Chapitre 5 : Les trois sources du marxisme

   Depuis le début du récit de la vie de Marx et d’Engels, il est devenu évident qu’ils étaient tous les deux des hommes brillants. Cependant, il est aussi très clair que le marxisme n’a pas été une sorte d’invention qui aurait surgi de ces brillants cerveaux d’un seul coup. Ce sont les changements socio-économiques de l’époque qui ont apporté la base pour l’émergence de la vraie idéologie prolétarienne. Le contenu et la forme de cette idéologie, cependant, ont été le produit des luttes menées dans les domaines de pensée les plus importants de l’époque. Marx et Engels étant des intellectuels, ils avaient une compréhension profonde des dernières avancées dans la pensée des pays les plus modernes de leur période. Ils purent donc se tenir sur les épaules de grands penseurs avant eux, absorbant ce qui était bon, rejetant ce qui ne l’était pas. Et ils purent ainsi construire la structure et le contenu du marxisme.

   Nous cherchons donc à comprendre les sources du marxisme. Voyons donc quels étaient ces domaines de pensée sur lesquels ils ont basé leurs idées.

   1) La première source de la pensée marxiste fut la philosophie classique allemande. N’importe quelle idéologie doit avoir ses fondements dans une autre philosophie et nous avons vu que Marx et Engels avaient une grande connaissance de la philosophie allemande classique.

   La philosophie allemande était devenue, entre 1760 et 1830, la plus influente des écoles philosophiques en Europe. Elle trouvait sa base dans la classe moyenne allemande. Cette classe était intellectuellement très développée mais n’avait pas encore acquis le pouvoir politique pour faire la révolution, ou les ressources économiques pour faire une Révolution Industrielle. C’est probablement ce qui les a conduit à élaborer des systèmes de pensée à la place.

   Cependant, cette classe étant remplie de fonctionnaires, elle avait de nombreux aspects contradictoires. Parfois elle penchait vers la bourgeoisie industrielle et le prolétariat, et parfois vers les classes féodales. Ceci se refléta donc dans la philosophie allemande et elle eut en même temps un aspect progressiste et un aspect anti-progressiste. Cela se voyait particulièrement dans la philosophie de Hegel sur laquelle Marx et Engels se sont largement basés.
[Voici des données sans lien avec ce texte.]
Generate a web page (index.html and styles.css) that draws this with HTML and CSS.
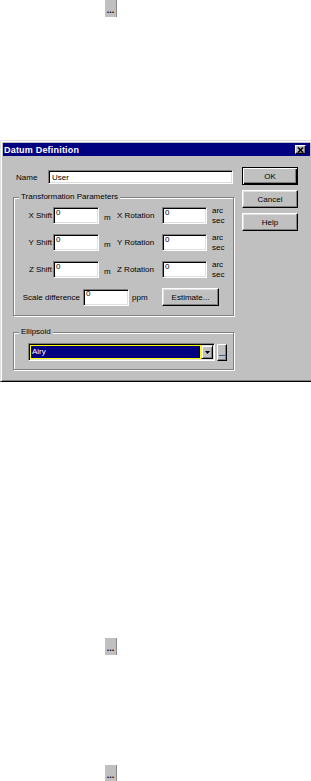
FILE: index.html
```html
<!DOCTYPE html>
<html lang="en">
<head>
    <meta charset="UTF-8">
    <meta name="viewport" content="width=device-width, initial-scale=1.0">
    <title>Datum Definition</title>
    <link rel="stylesheet" href="styles.css">
</head>
<body>
    <button class="more-btn more-top" type="button">...</button>

    <div class="dialog">
        <div class="titlebar">
            <span class="title">Datum Definition</span>
            <button class="close-btn" type="button" aria-label="Close">
                <svg width="7" height="6" viewBox="0 0 7 6"><path d="M1 0.5 L6 5.5 M6 0.5 L1 5.5" stroke="#000" stroke-width="1.6" fill="none"/></svg>
            </button>
        </div>
        <div class="dialog-body">
            <div class="main">
                <div class="name-row">
                    <label for="name">Name</label>
                    <input id="name" class="field field-name" value="User">
                </div>

                <div class="group group-params">
                    <div class="group-title">Transformation Parameters</div>
                    <div class="param-row">
                        <label class="lbl">X Shift</label>
                        <input class="field" value="0">
                        <span class="unit">m</span>
                        <label class="lbl-rot">X Rotation</label>
                        <input class="field field-rot" value="0">
                        <span class="arc">arc<br>sec</span>
                    </div>
                    <div class="param-row">
                        <label class="lbl">Y Shift</label>
                        <input class="field" value="0">
                        <span class="unit">m</span>
                        <label class="lbl-rot">Y Rotation</label>
                        <input class="field field-rot" value="0">
                        <span class="arc">arc<br>sec</span>
                    </div>
                    <div class="param-row">
                        <label class="lbl">Z Shift</label>
                        <input class="field" value="0">
                        <span class="unit">m</span>
                        <label class="lbl-rot">Z Rotation</label>
                        <input class="field field-rot" value="0">
                        <span class="arc">arc<br>sec</span>
                    </div>
                    <div class="param-row scale-row">
                        <label class="lbl-scale">Scale difference</label>
                        <input class="field" value="0">
                        <span class="unit-ppm">ppm</span>
                        <button class="btn btn-estimate" type="button">Estimate...</button>
                    </div>
                </div>

                <div class="group group-ellipsoid">
                    <div class="group-title">Ellipsoid</div>
                    <div class="ellipsoid-row">
                        <div class="combo">
                            <span class="combo-value">Airy</span>
                            <span class="combo-arrow">
                                <svg width="5" height="3" viewBox="0 0 5 3"><polygon points="0,0 5,0 2.5,3" fill="#000"/></svg>
                            </span>
                        </div>
                        <button class="small-btn" type="button">...</button>
                    </div>
                </div>
            </div>

            <div class="actions">
                <button class="btn btn-default" type="button">OK</button>
                <button class="btn" type="button">Cancel</button>
                <button class="btn" type="button">Help</button>
            </div>
        </div>
    </div>

    <button class="more-btn more-mid" type="button">...</button>
    <button class="more-btn more-bottom" type="button">...</button>
</body>
</html>
```

FILE: styles.css
```css
html, body {
    overflow: hidden;
}
body {
    margin: 0;
    background: #fff;
    font-family: "Liberation Sans", Arial, sans-serif;
    font-size: 8px;
    color: #000;
}
button, input {
    font-family: inherit;
    font-size: 8px;
    color: #000;
    margin: 0;
}

/* loose "..." buttons on the page */
.more-btn {
    display: block;
    width: 12px;
    height: 17px;
    margin-left: 105px;
    padding: 4px 0 0;
    border: none;
    border-right: 1px solid #8a8a8a;
    background: #c0c0c0;
    font-size: 9px;
    font-weight: bold;
    line-height: 9px;
    text-align: center;
}
.more-mid {
    margin-top: 256px;
}
.more-bottom {
    margin-top: 110px;
}

/* dialog frame */
.dialog {
    width: 313px;
    margin-top: 123px;
    box-sizing: border-box;
    padding: 2px;
    background: #c0c0c0;
    border: 1px solid;
    border-color: #dfdfdf #000 #000 #dfdfdf;
    box-shadow: inset 1px 1px #fff, inset -1px -1px #808080;
}
.titlebar {
    display: flex;
    align-items: center;
    justify-content: space-between;
    height: 13px;
    padding: 0 4px 0 1px;
    background: #000080;
}
.title {
    color: #fff;
    font-size: 9px;
    font-weight: bold;
    letter-spacing: 0.2px;
}
.close-btn {
    display: flex;
    align-items: center;
    justify-content: center;
    width: 11px;
    height: 9px;
    padding: 0;
    background: #c0c0c0;
    border: 1px solid;
    border-color: #fff #000 #000 #fff;
    box-shadow: inset -1px -1px #808080;
}

.dialog-body {
    display: flex;
    gap: 8px;
    padding: 11px 0 9px 10px;
}
.main {
    width: 221px;
}

/* sunken edit fields */
.field {
    box-sizing: border-box;
    width: 46px;
    height: 17px;
    padding: 0 2px 7px;
    background: #fff;
    border: 1px solid;
    border-color: #808080 #fff #fff #808080;
    box-shadow: inset 1px 1px #000, inset -1px -1px #dfdfdf;
    outline: none;
}

.name-row {
    display: flex;
    align-items: center;
    height: 14px;
    margin-top: 3px;
}
.name-row label {
    width: 35px;
    padding-left: 3px;
    box-sizing: border-box;
}
.field-name {
    width: 185px;
    height: 14px;
    padding: 0 3px;
}

/* etched group boxes */
.group {
    margin-top: 13px;
    border: 1px solid #808080;
    box-shadow: 1px 1px #fff, inset 1px 1px #fff;
}
.group-title {
    width: fit-content;
    margin: -6px 0 0 5px;
    padding: 0 2px;
    line-height: 10px;
    background: #c0c0c0;
}
.group-params {
    padding-bottom: 9px;
}
.group-ellipsoid {
    margin-top: 16px;
    padding-bottom: 8px;
}

.param-row {
    display: flex;
    align-items: center;
    height: 17px;
    margin-top: 10px;
}
.group-title + .param-row {
    margin-top: 5px;
}
.lbl {
    width: 39px;
    padding-right: 1px;
    box-sizing: border-box;
    text-align: right;
}
.unit {
    width: 18px;
    padding: 4px 0 0 5px;
    box-sizing: border-box;
}
.lbl-rot {
    width: 45px;
}
.field-rot {
    width: 45px;
}
.arc {
    margin-left: 5px;
    line-height: 10px;
}

.scale-row {
    height: 18px;
}
.lbl-scale {
    width: 69px;
    padding-right: 3px;
    box-sizing: border-box;
    text-align: right;
}
.unit-ppm {
    width: 33px;
    padding-left: 3px;
    box-sizing: border-box;
}

/* raised push buttons */
.btn {
    box-sizing: border-box;
    width: 56px;
    height: 18px;
    padding: 0;
    background: #c0c0c0;
    border: 1px solid;
    border-color: #fff #000 #000 #fff;
    box-shadow: inset -1px -1px #808080, inset 1px 1px #dfdfdf;
    text-align: center;
}
.btn-default {
    border-color: #000;
    box-shadow: inset 1px 1px #fff, inset -1px -1px #000, inset -2px -2px #808080;
}
.btn-estimate {
    width: 57px;
}
.actions {
    display: flex;
    flex-direction: column;
    gap: 5px;
}

/* ellipsoid combo */
.ellipsoid-row {
    display: flex;
    align-items: center;
    margin-top: 6px;
    padding-left: 14px;
}
.combo {
    display: flex;
    box-sizing: border-box;
    width: 187px;
    height: 18px;
    padding: 1px;
    background: #fff;
    border: 1px solid;
    border-color: #808080 #fff #fff #808080;
    box-shadow: inset 1px 1px #000, inset -1px -1px #dfdfdf;
}
.combo-value {
    flex: 1;
    padding-left: 1px;
    background: #000080;
    border: 1px solid #ffff00;
    color: #fff;
    line-height: 12px;
}
.combo-arrow {
    display: flex;
    align-items: center;
    justify-content: center;
    box-sizing: border-box;
    width: 12px;
    background: #c0c0c0;
    border: 1px solid;
    border-color: #dfdfdf #000 #000 #dfdfdf;
    box-shadow: inset 1px 1px #fff, inset -1px -1px #808080;
}
.small-btn {
    box-sizing: border-box;
    width: 10px;
    height: 17px;
    margin-left: 2px;
    padding: 3px 0 0;
    background: #c0c0c0;
    border: 1px solid;
    border-color: #fff #000 #000 #fff;
    box-shadow: inset -1px -1px #808080;
    font-size: 7px;
    font-weight: bold;
    line-height: 9px;
    text-align: center;
}
```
Ils décidèrent donc de rejeter tous les aspects anti-progressistes qui approuvaient la société féodale, et développèrent leur pensée sur les parties progressistes et révolutionnaires, afin de fonder la philosophie marxiste.
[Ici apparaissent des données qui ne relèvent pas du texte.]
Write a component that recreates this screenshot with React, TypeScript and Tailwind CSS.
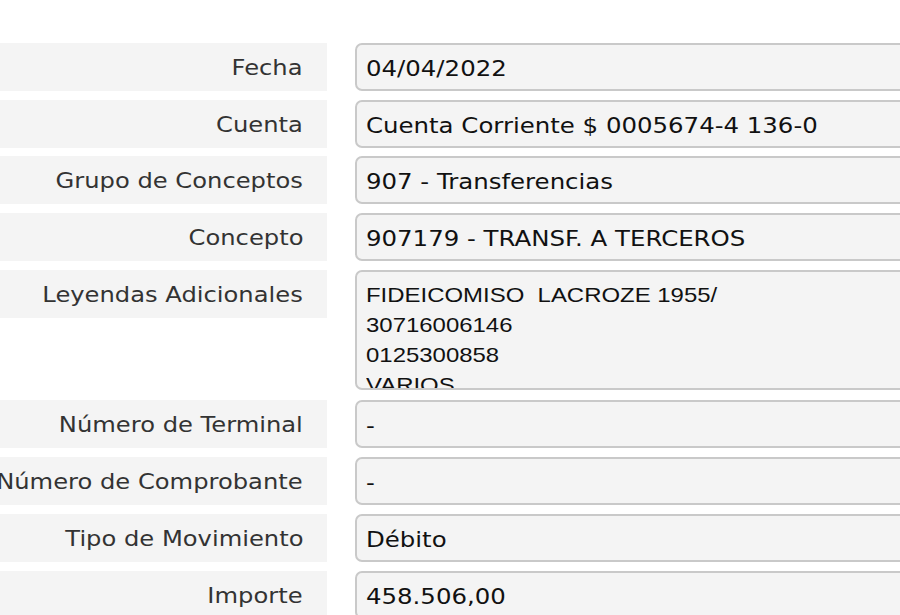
import React from "react";

const rows: { label: string; value: string }[] = [
  { label: "Fecha", value: "04/04/2022" },
  { label: "Cuenta", value: "Cuenta Corriente $ 0005674-4 136-0" },
  { label: "Grupo de Conceptos", value: "907 - Transferencias" },
  { label: "Concepto", value: "907179 - TRANSF. A TERCEROS" },
];

const rows2: { label: string; value: string }[] = [
  { label: "Número de Terminal", value: "-" },
  { label: "Número de Comprobante", value: "-" },
  { label: "Tipo de Movimiento", value: "Débito" },
  { label: "Importe", value: "458.506,00" },
];

function Label({ text }: { text: string }) {
  return (
    <div className="w-[327px] shrink-0 h-[48px] bg-[#f4f4f4] flex items-center justify-end pr-[24px] pt-[1px] whitespace-nowrap text-[22px] text-[#333333] font-['DejaVu_Sans',sans-serif]">
      <span className="inline-block origin-right scale-x-[1.1]">{text}</span>
    </div>
  );
}

function Row({ label, value }: { label: string; value: string }) {
  return (
    <div className="flex items-start gap-[28px] h-[48px]">
      <Label text={label} />
      <div className="flex-1 min-w-0 h-[48px] mr-[-20px] bg-[#f4f4f4] border-2 border-[#c9c9c9] rounded-[7px] flex items-center pl-[9px] pt-[3px] whitespace-nowrap text-[22px] text-[#111111] font-['DejaVu_Sans',sans-serif]">
        <span className="inline-block origin-left scale-x-[1.11]">{value}</span>
      </div>
    </div>
  );
}

export default function App() {
  return (
    <div className="w-[900px] h-[615px] overflow-hidden bg-white pt-[43px] flex flex-col gap-[8.7px]">
      {rows.map((r) => (
        <Row key={r.label} {...r} />
      ))}
      <div className="flex items-start gap-[28px] mb-[2px]">
        <Label text="Leyendas Adicionales" />
        <div className="flex-1 min-w-0 h-[120px] mr-[-20px] bg-[#f4f4f4] border-2 border-[#c9c9c9] rounded-[7px] overflow-hidden pl-[9px] pt-[8px] text-[21px] leading-[30px] text-[#111111] font-['Liberation_Sans',sans-serif] whitespace-pre">
          <div className="origin-left scale-x-[1.14]">FIDEICOMISO  LACROZE 1955/</div>
          <div className="origin-left scale-x-[1.14]">30716006146</div>
          <div className="origin-left scale-x-[1.14]">0125300858</div>
          <div className="origin-left scale-x-[1.14]">VARIOS</div>
        </div>
      </div>
      {rows2.map((r) => (
        <Row key={r.label} {...r} />
      ))}
    </div>
  );
}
   2) L’économie politique anglaise a été la seconde inspiration du marxisme. Comme l’Angleterre était le centre de la Révolution Industrielle, il était tout à faire naturel que l’étude de l’économie et de ses lois atteignent leur apogée dans ce pays. C’était un nouveau champ d’étude qui commença à grossir avec la naissance du capitalisme moderne. L’économie politique avait ses soutiens dans la bourgeoisie industrielle et servait activement à justifier et glorifier le capitalisme. L’économie fournissait aussi le bagage intellectuel à la bourgeoisie montante dans son combat contre les nobles.
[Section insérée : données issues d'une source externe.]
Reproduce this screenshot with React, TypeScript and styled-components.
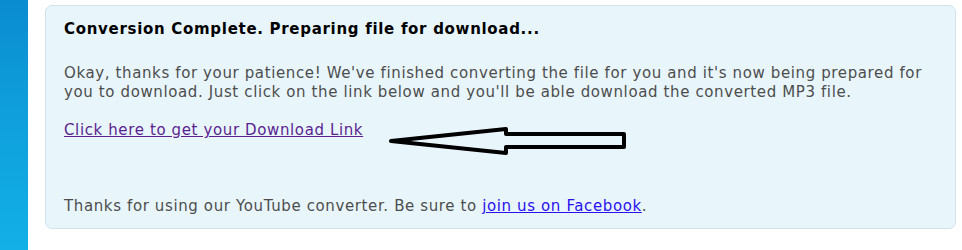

   Au Royaume-Uni, l’économie commença réellement avec la publication en 1776 du célèbre livre La Richesse des Nations d’Adam Smith. Il défendait dans cet ouvrage que si le capitalisme était libre de se développer il conduirait au progrès de l’humanité. Il demandait donc que l’on réduise les contrôles de toute sorte des féodaux sur la classe capitaliste. David Ricardo fut un autre célèbre économiste classique qui a joué un rôle crucial dans la bataille de la bourgeoisie contre les propriétaires terriens. C’est lui qui a montré qu’à mesure que le capitalisme progressait, le profit moyen des capitalistes tombaient. Sa découverte principale a été le développement de la théorie de la valeur-travail, qui montrait que toute la valeur était crée par le travail. D’autres économistes analysèrent ensuite les causes des crises économiques récurrentes sous le capitalisme.

   L’économie politique anglaise servait les intérêts de la bourgeoisie industrielle. Elle jouait donc un rôle contre les nobles. Cependant, les économistes ne poussaient presque jamais leurs analyses jusqu’au point de heurter les intérêts de la classe bourgeoise. Pour Ricardo par exemple, bien qu’il développa la théorie de la valeur-travail, il n’exposa pas l’exploitation du travail par la classe capitaliste. Il fallut attendre Marx pour cela. Il poussa les raisonnements des économistes anglais au-delà des limites de la classe capitaliste et il en tira les conclusions révolutionnaires nécessaires. C’est comme cela que Marx développa les principes de l’économie politique marxiste.

   3) La troisième source du Marxisme a été les diverses théories socialistes de l’époque, qui venaient principalement de France. Ces théories représentaient les espoirs et les aspirations de la classe prolétaire émergente. Elles étaient à la fois le reflet de l’exploitation capitaliste et la révolte face à l’oppression de la classe travailleuse. La France était à l’époque le principal centre des groupes et des théories révolutionnaires qui inspiraient l’ensemble de l’Europe. Il était donc naturel que les théories socialistes proviennent aussi de France.

   La plupart de ces théories avaient de gros problèmes car elles n’étaient pas basées sur une analyse scientifique de la société. Elles représentaient quoi qu’il en soit une coupure avec l’individualisme, l’intérêt personnel et la compétition des théories bourgeoises. Elles montraient aussi la voie pour le prolétariat dans la société capitaliste. Marx étudia donc ces théories socialistes et communistes avant de formuler les principes marxistes du socialisme scientifique. A Paris, il passa un temps considérable avec les chefs et les membres des nombreux groupes socialistes et révolutionnaires. Marx prit ce qu’il y avait de mieux dans ce socialisme et lui donna les bases scientifiques de la lutte des classes. Il développa de cette manière le marxisme, c’est-à-dire le socialisme scientifique.

    Voilà donc comment le marxisme émergea de trois grandes sources dans ce qui était alors la région la plus économiquement avancée du monde, l’Europe. Les trois sources du marxisme – la philosophie allemande, l’économie politique anglaise et les théories socialistes françaises – correspondaient aux trois composantes principales de cette nouvelle idéologie – la philosophie marxiste du matérialisme dialectique, l’économie politique marxiste et le socialisme scientifique. Dans les pages qui vont suivre, nous essaieront de comprendre l’essence de chacune de ces composantes.